▶ [What needs to be done]:
Repeat every line of the listing below exactly, minus the pictures.

***** Data

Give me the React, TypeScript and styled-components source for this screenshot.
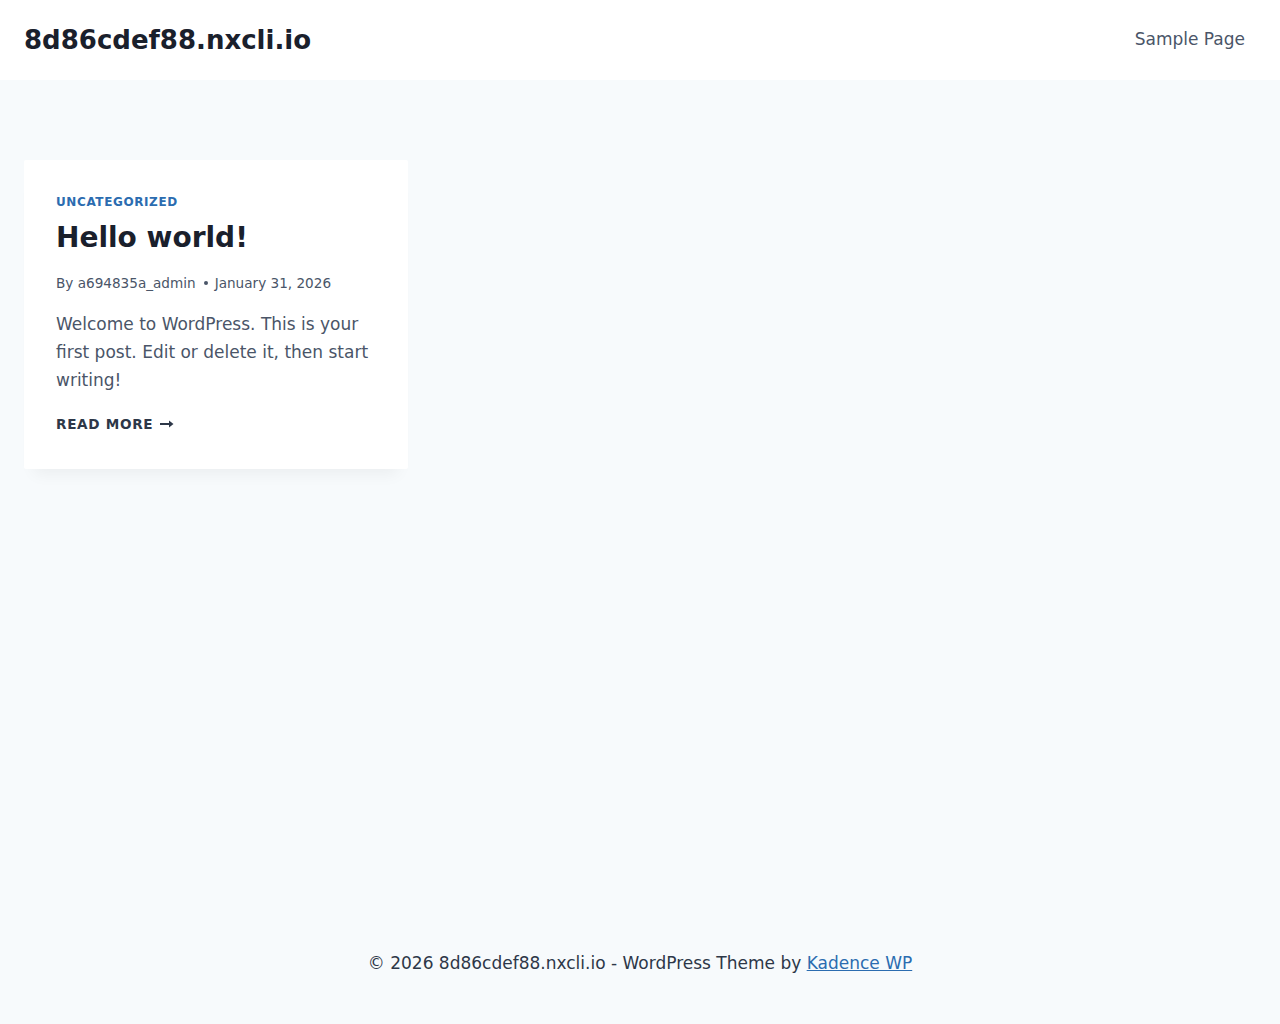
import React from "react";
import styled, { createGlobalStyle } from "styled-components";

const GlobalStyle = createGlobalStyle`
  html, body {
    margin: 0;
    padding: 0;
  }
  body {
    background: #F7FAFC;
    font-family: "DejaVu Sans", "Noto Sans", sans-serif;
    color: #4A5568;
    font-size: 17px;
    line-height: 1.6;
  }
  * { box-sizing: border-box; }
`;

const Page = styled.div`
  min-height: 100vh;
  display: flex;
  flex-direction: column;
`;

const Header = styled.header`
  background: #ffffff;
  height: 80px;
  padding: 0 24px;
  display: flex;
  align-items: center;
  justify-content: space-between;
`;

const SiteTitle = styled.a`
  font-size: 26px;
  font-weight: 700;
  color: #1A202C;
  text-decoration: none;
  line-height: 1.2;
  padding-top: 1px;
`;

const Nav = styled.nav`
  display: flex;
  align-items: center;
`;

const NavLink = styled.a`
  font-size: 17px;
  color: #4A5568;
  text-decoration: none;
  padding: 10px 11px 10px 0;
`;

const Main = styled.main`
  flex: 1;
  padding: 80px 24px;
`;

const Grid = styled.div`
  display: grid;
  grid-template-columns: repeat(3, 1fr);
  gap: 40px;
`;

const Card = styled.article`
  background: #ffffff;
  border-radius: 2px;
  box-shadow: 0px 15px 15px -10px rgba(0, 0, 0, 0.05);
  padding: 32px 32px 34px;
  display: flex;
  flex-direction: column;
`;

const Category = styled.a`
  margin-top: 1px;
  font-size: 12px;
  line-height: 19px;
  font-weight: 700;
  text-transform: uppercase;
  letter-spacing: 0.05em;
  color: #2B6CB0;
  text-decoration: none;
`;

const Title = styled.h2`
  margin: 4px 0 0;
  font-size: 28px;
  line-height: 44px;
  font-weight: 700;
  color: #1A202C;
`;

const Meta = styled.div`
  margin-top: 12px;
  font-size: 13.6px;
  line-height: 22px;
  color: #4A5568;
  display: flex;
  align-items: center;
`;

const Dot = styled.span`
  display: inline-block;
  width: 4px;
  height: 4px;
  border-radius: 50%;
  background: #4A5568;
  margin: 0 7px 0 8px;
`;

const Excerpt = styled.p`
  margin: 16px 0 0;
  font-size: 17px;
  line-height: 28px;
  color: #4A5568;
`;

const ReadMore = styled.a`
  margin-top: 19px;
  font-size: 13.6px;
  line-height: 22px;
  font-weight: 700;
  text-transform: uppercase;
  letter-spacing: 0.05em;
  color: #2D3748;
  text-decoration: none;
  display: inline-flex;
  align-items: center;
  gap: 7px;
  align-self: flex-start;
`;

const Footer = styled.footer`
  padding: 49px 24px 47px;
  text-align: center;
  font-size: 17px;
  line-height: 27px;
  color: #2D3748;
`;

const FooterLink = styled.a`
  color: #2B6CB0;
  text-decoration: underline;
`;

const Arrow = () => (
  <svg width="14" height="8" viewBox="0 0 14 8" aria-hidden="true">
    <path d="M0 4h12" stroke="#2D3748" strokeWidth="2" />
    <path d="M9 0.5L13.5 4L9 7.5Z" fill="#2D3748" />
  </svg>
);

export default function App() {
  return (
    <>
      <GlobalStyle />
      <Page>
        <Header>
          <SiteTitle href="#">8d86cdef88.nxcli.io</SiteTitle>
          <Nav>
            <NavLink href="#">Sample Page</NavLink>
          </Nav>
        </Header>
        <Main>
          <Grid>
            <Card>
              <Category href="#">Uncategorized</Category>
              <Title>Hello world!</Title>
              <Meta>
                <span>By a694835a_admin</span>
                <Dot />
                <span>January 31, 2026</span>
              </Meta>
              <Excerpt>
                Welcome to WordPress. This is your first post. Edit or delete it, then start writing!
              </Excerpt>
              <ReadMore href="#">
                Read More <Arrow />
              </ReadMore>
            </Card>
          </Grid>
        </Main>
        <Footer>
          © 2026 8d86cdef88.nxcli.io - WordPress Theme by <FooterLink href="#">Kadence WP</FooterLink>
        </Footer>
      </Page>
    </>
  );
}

**********

▶ [Result of this exercise]:
Give me the React, TypeScript and styled-components source for this screenshot.
import React from "react";
import styled, { createGlobalStyle } from "styled-components";

const GlobalStyle = createGlobalStyle`
  html, body {
    margin: 0;
    padding: 0;
  }
  body {
    background: #F7FAFC;
    font-family: "DejaVu Sans", "Noto Sans", sans-serif;
    color: #4A5568;
    font-size: 17px;
    line-height: 1.6;
  }
  * { box-sizing: border-box; }
`;

const Page = styled.div`
  min-height: 100vh;
  display: flex;
  flex-direction: column;
`;

const Header = styled.header`
  background: #ffffff;
  height: 80px;
  padding: 0 24px;
  display: flex;
  align-items: center;
  justify-content: space-between;
`;

const SiteTitle = styled.a`
  font-size: 26px;
  font-weight: 700;
  color: #1A202C;
  text-decoration: none;
  line-height: 1.2;
  padding-top: 1px;
`;

const Nav = styled.nav`
  display: flex;
  align-items: center;
`;

const NavLink = styled.a`
  font-size: 17px;
  color: #4A5568;
  text-decoration: none;
  padding: 10px 11px 10px 0;
`;

const Main = styled.main`
  flex: 1;
  padding: 80px 24px;
`;

const Grid = styled.div`
  display: grid;
  grid-template-columns: repeat(3, 1fr);
  gap: 40px;
`;

const Card = styled.article`
  background: #ffffff;
  border-radius: 2px;
  box-shadow: 0px 15px 15px -10px rgba(0, 0, 0, 0.05);
  padding: 32px 32px 34px;
  display: flex;
  flex-direction: column;
`;

const Category = styled.a`
  margin-top: 1px;
  font-size: 12px;
  line-height: 19px;
  font-weight: 700;
  text-transform: uppercase;
  letter-spacing: 0.05em;
  color: #2B6CB0;
  text-decoration: none;
`;

const Title = styled.h2`
  margin: 4px 0 0;
  font-size: 28px;
  line-height: 44px;
  font-weight: 700;
  color: #1A202C;
`;

const Meta = styled.div`
  margin-top: 12px;
  font-size: 13.6px;
  line-height: 22px;
  color: #4A5568;
  display: flex;
  align-items: center;
`;

const Dot = styled.span`
  display: inline-block;
  width: 4px;
  height: 4px;
  border-radius: 50%;
  background: #4A5568;
  margin: 0 7px 0 8px;
`;

const Excerpt = styled.p`
  margin: 16px 0 0;
  font-size: 17px;
  line-height: 28px;
  color: #4A5568;
`;

const ReadMore = styled.a`
  margin-top: 19px;
  font-size: 13.6px;
  line-height: 22px;
  font-weight: 700;
  text-transform: uppercase;
  letter-spacing: 0.05em;
  color: #2D3748;
  text-decoration: none;
  display: inline-flex;
  align-items: center;
  gap: 7px;
  align-self: flex-start;
`;

const Footer = styled.footer`
  padding: 49px 24px 47px;
  text-align: center;
  font-size: 17px;
  line-height: 27px;
  color: #2D3748;
`;

const FooterLink = styled.a`
  color: #2B6CB0;
  text-decoration: underline;
`;

const Arrow = () => (
  <svg width="14" height="8" viewBox="0 0 14 8" aria-hidden="true">
    <path d="M0 4h12" stroke="#2D3748" strokeWidth="2" />
    <path d="M9 0.5L13.5 4L9 7.5Z" fill="#2D3748" />
  </svg>
);

export default function App() {
  return (
    <>
      <GlobalStyle />
      <Page>
        <Header>
          <SiteTitle href="#">8d86cdef88.nxcli.io</SiteTitle>
          <Nav>
            <NavLink href="#">Sample Page</NavLink>
          </Nav>
        </Header>
        <Main>
          <Grid>
            <Card>
              <Category href="#">Uncategorized</Category>
              <Title>Hello world!</Title>
              <Meta>
                <span>By a694835a_admin</span>
                <Dot />
                <span>January 31, 2026</span>
              </Meta>
              <Excerpt>
                Welcome to WordPress. This is your first post. Edit or delete it, then start writing!
              </Excerpt>
              <ReadMore href="#">
                Read More <Arrow />
              </ReadMore>
            </Card>
          </Grid>
        </Main>
        <Footer>
          © 2026 8d86cdef88.nxcli.io - WordPress Theme by <FooterLink href="#">Kadence WP</FooterLink>
        </Footer>
      </Page>
    </>
  );
}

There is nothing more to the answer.